A spokesman for the White House’s National Security Council offered “no comment” when approached.
However, the revelations are not the first time that claims of “dirty tricks” have been aimed at the Trump camp. Special counsel Robert Mueller is leading an investigation into apparent attempts by Trump’s inner-circle to dig up damaging information on then-Democratic Party candidate Hillary Rodham Clinton during the 2016 presidential campaign.
Trump has repeatedly signaled his intention to scrap the Iran deal, denouncing it as “the worst deal ever.”
In a January speech he accused his predecessor of having “curried favor with the Iranian regime in order to push through the disastrously flawed Iran nuclear deal.”
Netanyahu on Monday last week accused Iran of continuing to hide and expand its nuclear weapons know-how after the 2015 deal, presenting what he claimed was “new and conclusive proof” of violations.

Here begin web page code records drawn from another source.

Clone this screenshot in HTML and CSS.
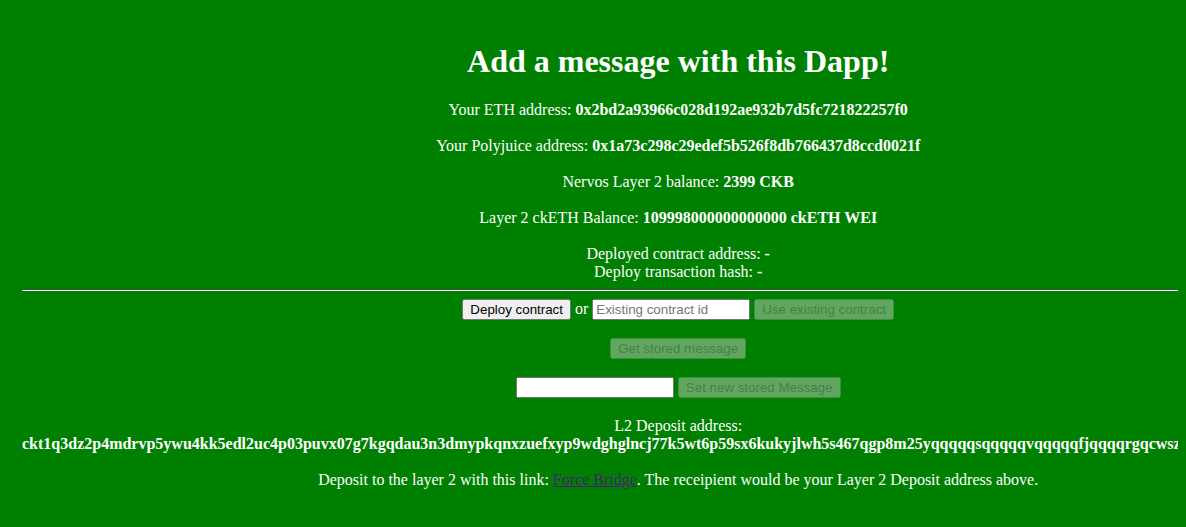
FILE: index.html
```html
<!DOCTYPE html>
<html>
<head>
<meta charset="utf-8">
<title>Dapp</title>
<link rel="stylesheet" href="styles.css">
</head>
<body>
<div class="app">
  <h1 class="title">Add a message with this Dapp!</h1>
  <div class="info">
    <div class="line">Your ETH address: <b>0x2bd2a93966c028d192ae932b7d5fc721822257f0</b></div>
    <div class="line">Your Polyjuice address: <b>0x1a73c298c29edef5b526f8db766437d8ccd0021f</b></div>
    <div class="line">Nervos Layer 2 balance: <b>2399 CKB</b></div>
    <div class="line">Layer 2 ckETH Balance: <b>109998000000000000 ckETH WEI</b></div>
    <div class="line tight">Deployed contract address: <b>-</b></div>
    <div class="line">Deploy transaction hash: <b>-</b></div>
  </div>
  <hr class="rule">
  <div class="controls">
    <div class="row">
      <button class="btn">Deploy contract</button> or <input class="field wide" placeholder="Existing contract id"> <button class="btn" disabled>Use existing contract</button>
    </div>
    <div class="row">
      <button class="btn" disabled>Get stored message</button>
    </div>
    <div class="row">
      <input class="field"> <button class="btn" disabled>Set new stored Message</button>
    </div>
  </div>
  <div class="deposit">
    <div>L2 Deposit address:</div>
    <b class="address">ckt1q3dz2p4mdrvp5ywu4kk5edl2uc4p03puvx07g7kgqdau3n3dmypkqnxzuefxyp9wdghglncj77k5wt6p59sx6kukyjlwh5s467qgp8m25yqqqqqsqqqqqvqqqqqfjqqqqrgqcwszc7l3y4xm2ts9eqkj8r5x</b>
  </div>
  <div class="note">Deposit to the layer 2 with this link: <a class="link" href="#">Force Bridge</a>. The receipient would be your Layer 2 Deposit address above.</div>
</div>
</body>
</html>
```
FILE: styles.css
```css
html {
  background: #008000;
  overflow: hidden;
}
body {
  margin: 8px;
  color: #ffffff;
  font-family: "Liberation Serif", "Times New Roman", serif;
  font-size: 16px;
  overflow: visible !important;
}
.app {
  width: max-content;
  padding: 14px 0 0 14px;
  text-align: center;
}
.title {
  font-size: 32px;
  font-weight: bold;
  margin: 21px 0 21px;
  line-height: 37px;
}
.info {
  display: flex;
  flex-direction: column;
}
.line {
  line-height: 18px;
  margin-bottom: 18px;
}
.line.tight {
  margin-bottom: 0;
}
.line:last-child {
  margin-bottom: 0;
}
.rule {
  margin: 8px 0 7px;
  border: 1px inset #c0c0c0;
  border-color: #9a9a9a #ffffff #ffffff #9a9a9a;
  height: 0;
}
.controls {
  display: flex;
  flex-direction: column;
  gap: 17px;
}
.row {
  line-height: 21px;
}
.btn {
  font-family: "Liberation Sans", Arial, sans-serif;
  font-size: 13.333px;
}
.field {
  font-family: "Liberation Sans", Arial, sans-serif;
  font-size: 13.333px;
  width: 150px;
}
.deposit {
  margin-top: 19px;
  line-height: 18px;
}
.address {
  display: block;
}
.note {
  margin-top: 18px;
  line-height: 18px;
}
.link {
  color: #4b1a7a;
}
```
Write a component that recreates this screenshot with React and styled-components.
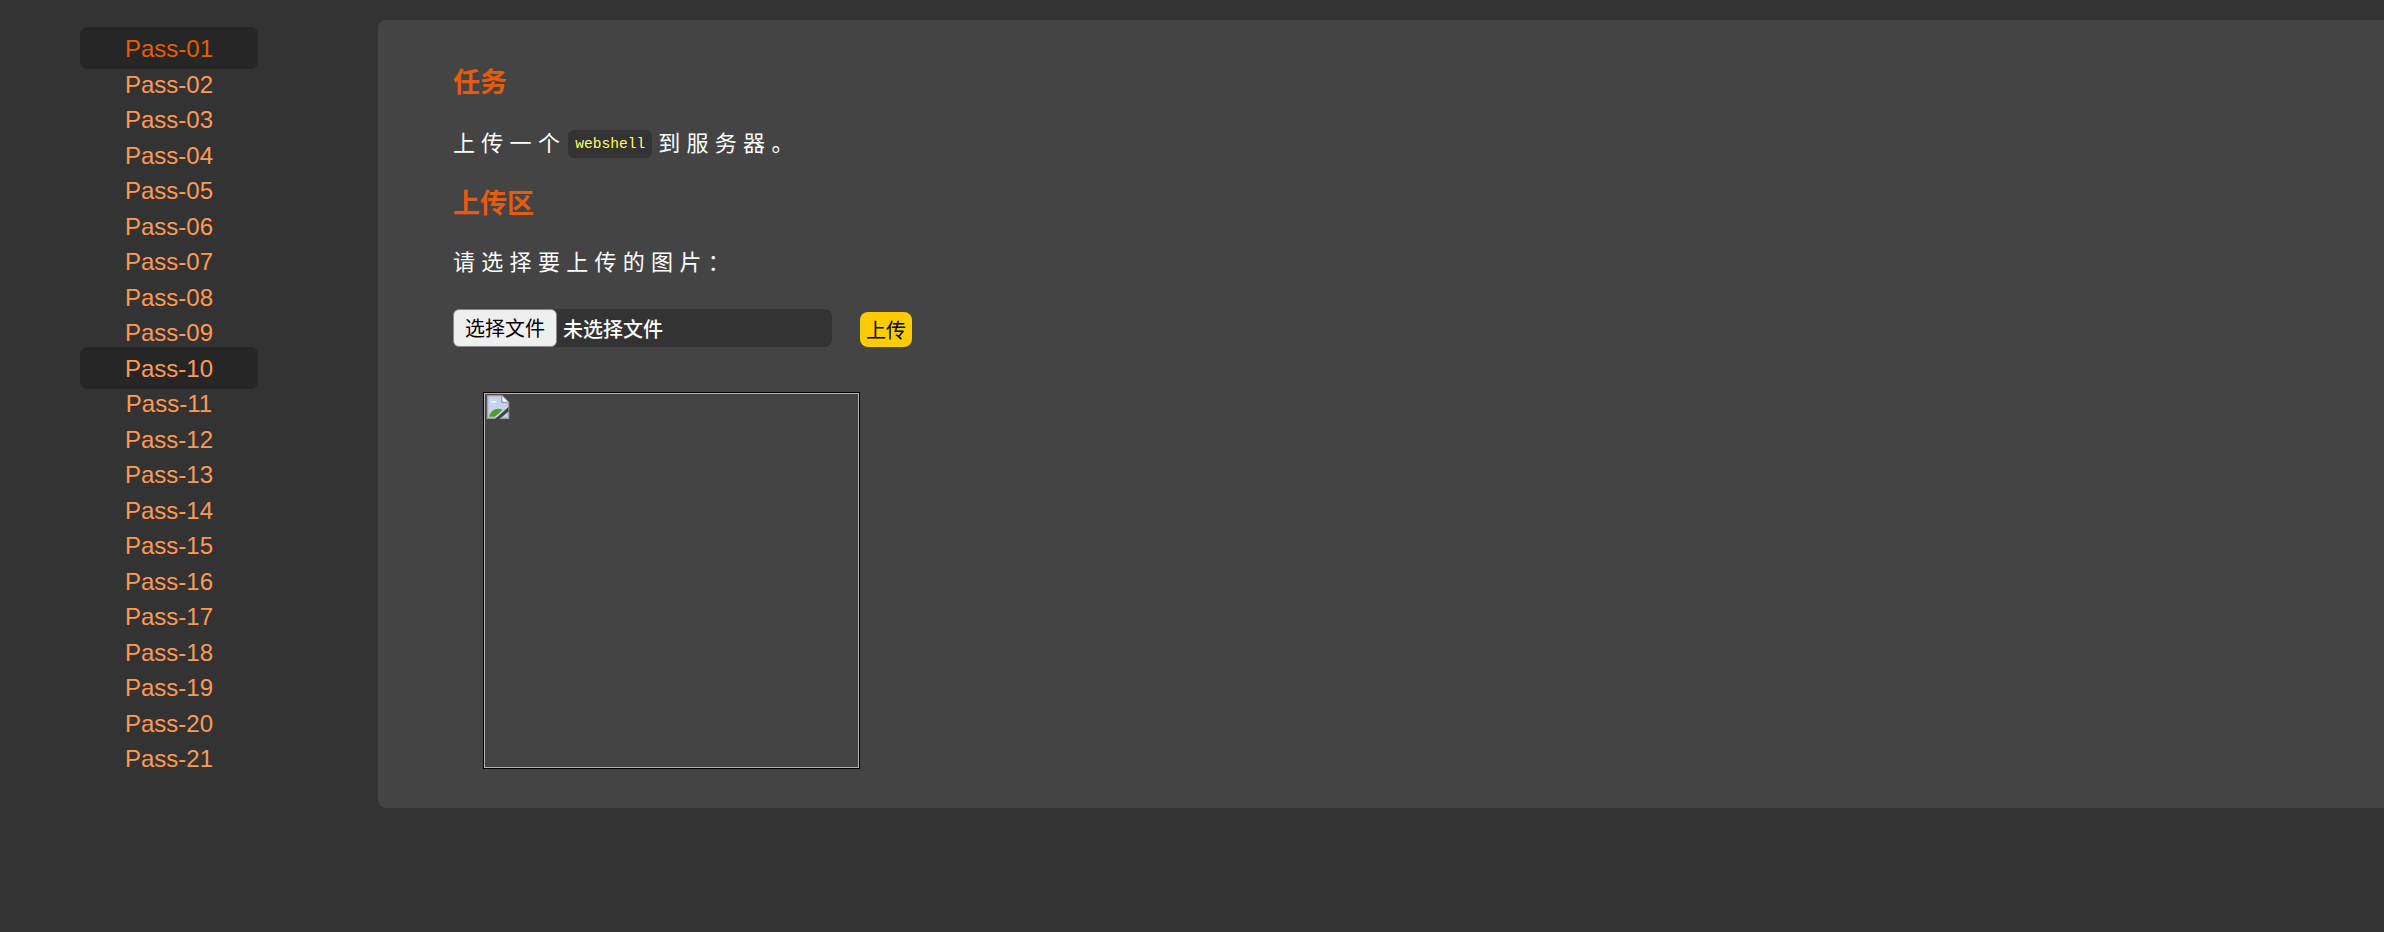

However, European powers including Britain responded by saying the Israeli prime minister’s claims reinforced the need to keep the deal.
UN Secretary-General Antonio Guterres on Thursday urged Trump not to walk away from the deal, warning that there was a real risk of war if the 2015 agreement was not preserved.
The following day details emerged of some unusual shadow diplomacy by former US secretary of state Kerry, meeting a top Iranian official in New York to discuss how to preserve the deal.
It was the second time in around two months that Kerry had met Iranian Minister of Foreign Affairs Javad Zarif to apparently strategize over rescuing a pact they spent years negotiating during the Obama administration.
British Secretary of State for Foreign and Commonwealth Affairs Boris Johnson was due to arrive in Washington yesterday, hoping to persuade Trump to keep the deal, known as the joint comprehensive plan of action (JCPOA).
“The campaign against the JCPOA has been characterized by abuse and misinformation. It is the best chance of ensuring Iran never develops a nuclear weapons program, and it is insane to suggest abandoning the deal could do anything but endanger international security,” Straw said.